ESPN loving the Heat and their players? Never heard of that happening. 

Future and someone else went on rants saying how he was better than Lin recently. He's average at best. Not just for a pg, but average for a prospect as well.


----------



## BlackNRed (Feb 9, 2005)

He started off hot. Looks like dog shit in a bag now.

Why do you have D-Rose in your av I thought u were a Pacers fan? Are you on his nuts?


----------



## Dee-Zy (Jan 12, 2006)

He will develop into at least a championship caliber back up PG. I can see him having a jet type career. Key 6th man.


----------



## Jace (Sep 26, 2005)

Jury's still out. He's clearly getting used to the NBA grind and has lost track of his role a little bit.
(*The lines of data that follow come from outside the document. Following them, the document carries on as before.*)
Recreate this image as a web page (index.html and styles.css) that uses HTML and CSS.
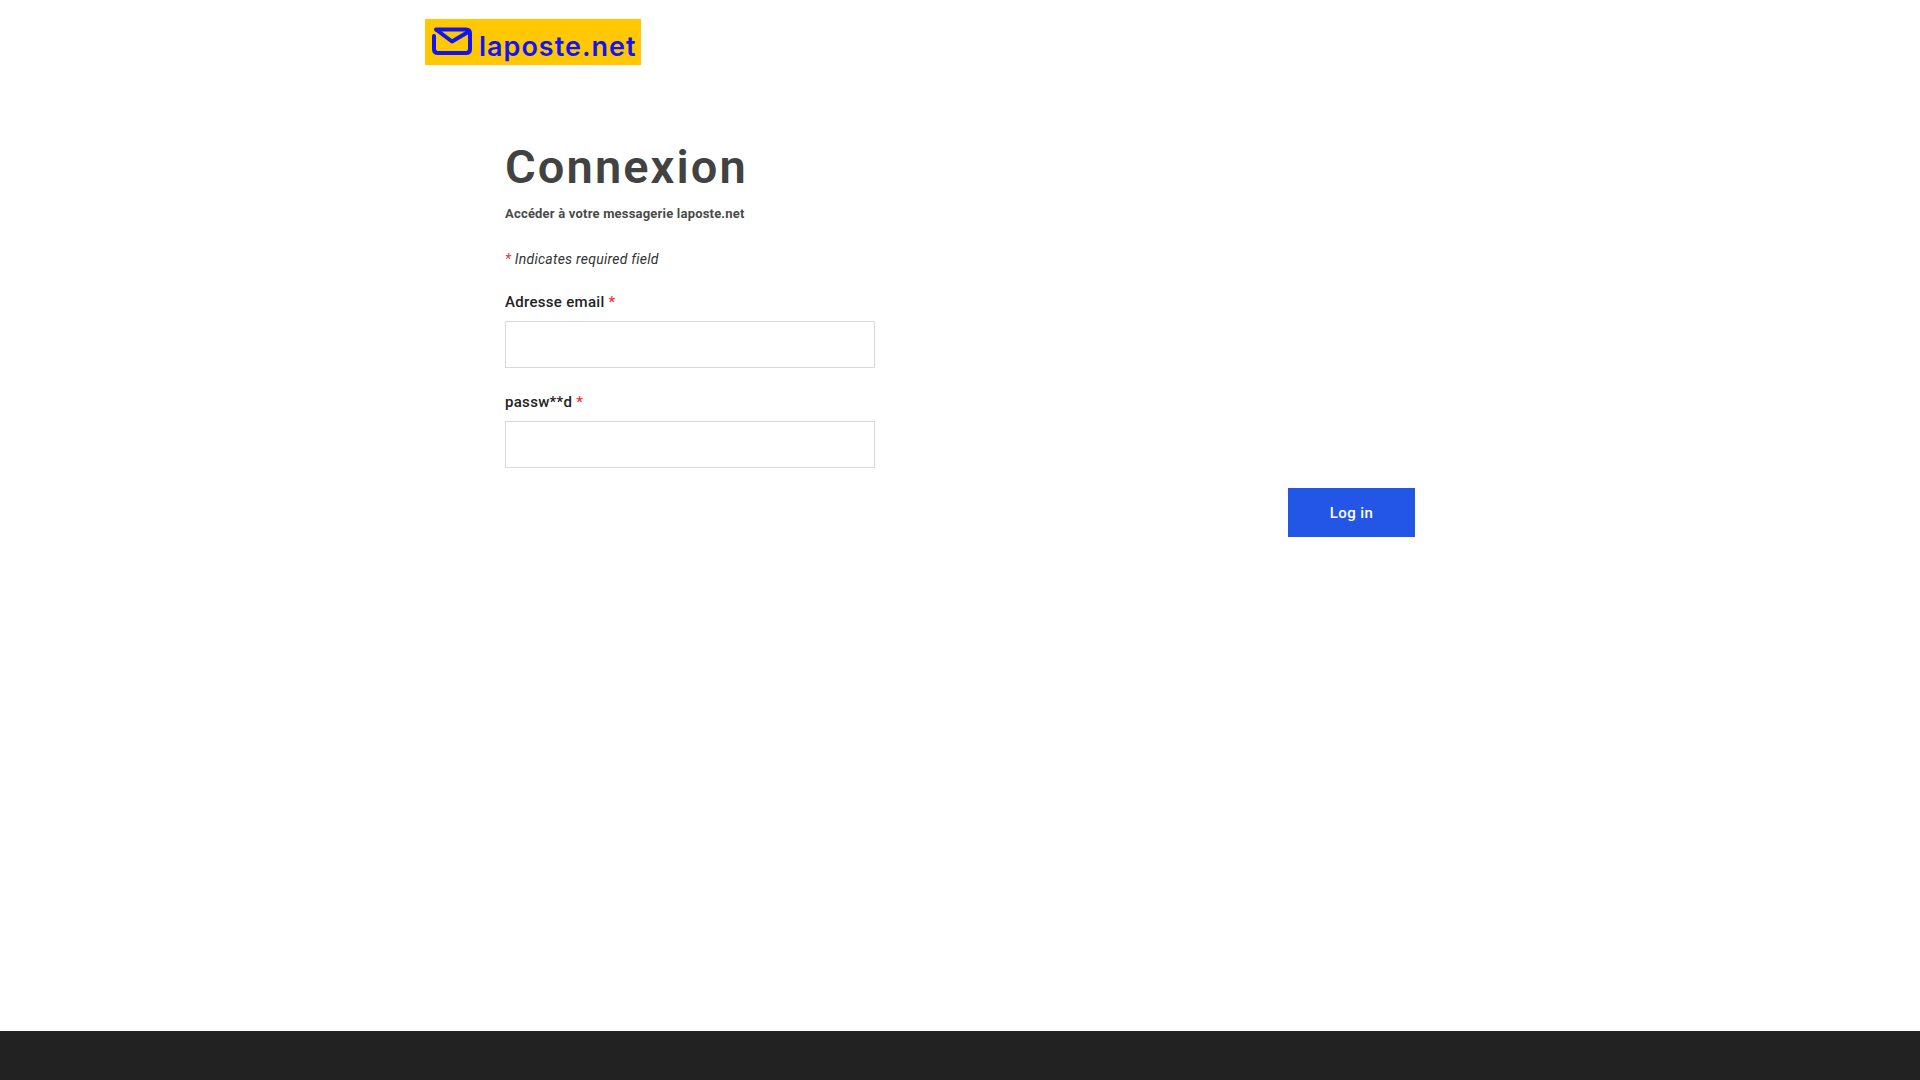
FILE: index.html
```html
<!DOCTYPE html>
<html lang="fr">
<head>
  <meta charset="UTF-8" />
  <meta name="viewport" content="width=device-width, initial-scale=1.0"/>
  <title>Connexion</title>
  <link rel="stylesheet" href="styles.css">
</head>
<body>
  <div class="page">
    <header class="site-header">
      <a class="logo" href="#">
        <svg class="logo-icon" viewBox="0 0 40 28" width="40" height="28" aria-hidden="true">
          <path d="M4 2.5 H34 Q38 2.5 38 6.5 V22 Q38 26 34 26 H6 Q2 26 2 22 V9" fill="none" stroke="#1414f0" stroke-width="4" stroke-linecap="round"/>
          <path d="M4 2.5 L20 14.5 L37 4.5" fill="none" stroke="#1414f0" stroke-width="4" stroke-linejoin="round"/>
        </svg>
        <span class="logo-text">laposte.net</span>
      </a>
    </header>

    <main class="content">
      <h1>Connexion</h1>
      <p class="subtitle">Accéder à votre messagerie laposte.net</p>
      <p class="required-note"><span class="star">*</span> Indicates required field</p>

      <form>
        <div class="field">
          <label for="email">Adresse email <span class="star">*</span></label>
          <input type="text" id="email" />
        </div>
        <div class="field">
          <label for="password">passw**d <span class="star">*</span></label>
          <input type="password" id="password" />
        </div>
        <div class="actions">
          <button type="button">Log in</button>
        </div>
      </form>
    </main>

    <footer class="site-footer"></footer>
  </div>
</body>
</html>
```

FILE: styles.css
```css
body {
  margin: 0;
  font-family: "Roboto", "Liberation Sans", sans-serif;
  background: #fff;
  color: #3d3d3d;
}

.page {
  min-height: 100vh;
  display: flex;
  flex-direction: column;
}

.site-header {
  width: 1070px;
  margin: 0 auto;
  padding-top: 19px;
}

.logo {
  width: 216px;
  height: 46px;
  box-sizing: border-box;
  padding: 8px 0 0 7px;
  display: flex;
  align-items: flex-start;
  gap: 7px;
  background: #ffc800;
  text-decoration: none;
}

.logo-icon {
  flex: none;
}

.logo-text {
  font-family: "Inter", sans-serif;
  font-size: 27px;
  font-weight: 600;
  line-height: 40px;
  letter-spacing: 1px;
  color: #1414f0;
  white-space: nowrap;
}

.content {
  width: 910px;
  margin: 0 auto;
  padding-top: 73px;
}

h1 {
  margin: 0;
  font-size: 47px;
  font-weight: 600;
  line-height: 58px;
  letter-spacing: 2.1px;
  color: #424242;
}

.subtitle {
  margin: 9px 0 0;
  font-size: 13px;
  font-weight: 700;
  line-height: 18px;
  letter-spacing: 0.2px;
  color: #4a4a4a;
}

.required-note {
  margin: 27px 0 0;
  font-size: 14px;
  font-style: italic;
  line-height: 18px;
  letter-spacing: 0.25px;
  color: #333;
}

.star {
  color: #ee3333;
}

.field {
  margin-top: 25px;
}

label {
  display: block;
  font-size: 15px;
  font-weight: 500;
  line-height: 18px;
  letter-spacing: 0.3px;
  color: #222;
}

input {
  display: block;
  width: 370px;
  height: 47px;
  box-sizing: border-box;
  margin-top: 10px;
  border: 1px solid #d9d9d9;
  background: #fff;
}

.actions {
  display: flex;
  justify-content: flex-end;
  margin-top: 20px;
}

button {
  width: 127px;
  height: 49px;
  border: none;
  background: #2356e6;
  color: #fff;
  font-family: inherit;
  font-size: 15px;
  font-weight: 500;
  letter-spacing: 0.4px;
}

.site-footer {
  margin-top: auto;
  height: 49px;
  background: #222;
}
```
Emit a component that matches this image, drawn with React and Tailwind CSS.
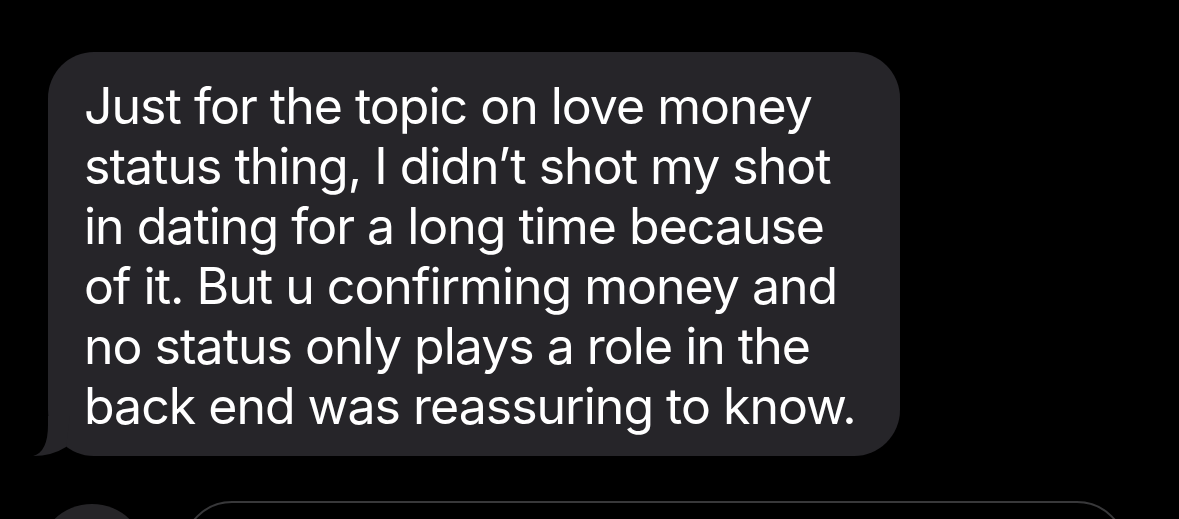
const lines = [
  'Just for the topic on love money',
  'status thing, I didn\u2019t shot my shot',
  'in dating for a long time because',
  'of it. But u confirming money and',
  'no status only plays a role in the',
  'back end was reassuring to know.',
];

// little hook on the bottom-left of an incoming bubble
const Tail = () => (
  <svg
    className="absolute bottom-0 left-[-15px] h-[40px] w-[40px]"
    viewBox="0 0 40 40"
    fill="#262529"
  >
    <path d="M15 0 L15 9 Q15 36 0 40 Q19 40 33 31 L37 0 Z" />
  </svg>
);

export default function App() {
  return (
    <div
      className="h-[519px] w-[1179px] overflow-hidden bg-black text-white"
      style={{ fontFamily: 'Inter, "Liberation Sans", sans-serif' }}
    >
      <div className="pl-[48px] pt-[52px]">
        <div className="relative h-[404px] w-[852px] rounded-[46px] bg-[#262529] pl-[36px] pt-[24px]">
          <Tail />
          <div className="relative text-[50px] leading-[60px] tracking-[-1px]">
            {lines.map((line) => (
              <div key={line} className="whitespace-nowrap">
                {line}
              </div>
            ))}
          </div>
        </div>
      </div>

      {/* composer row */}
      <div className="mt-[45px] flex items-start pl-[38px]">
        <div className="mt-[3px] h-[108px] w-[108px] shrink-0 rounded-full bg-[#262528]" />
        <div className="ml-[36px] h-[108px] w-[945px] rounded-[50px] border-2 border-[#38383a]" />
      </div>
    </div>
  );
}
Playing on this team is weird for a young PG, especially one without a natural outside touch.

But yeah, he's in the midst of the worst slump of his career, can't judge him purely on this just as you couldn't purely on his early season glory.


----------



## Wade2Bosh (Mar 31, 2004)

He's been awful since the all star break, shooting around 31%. 

To say he's hit a rookie wall would be putting it nicely.


----------



## R-Star (Jun 13, 2002)

Dee-Zy said:


> He will develop into at least a championship caliber back up PG. I can see him having a jet type career. Key 6th man.


Jason Terry? :laugh:

Not a chance in hell.

And a backup PG on a championship team, and a championship caliber backup are two completely different things. You understand Jet had a very respectable career as a starter right?


----------



## R-Star (Jun 13, 2002)

BlackNRed said:


> He started off hot. Looks like dog shit in a bag now.
> 
> Why do you have D-Rose in your av I thought u were a Pacers fan? Are you on his nuts?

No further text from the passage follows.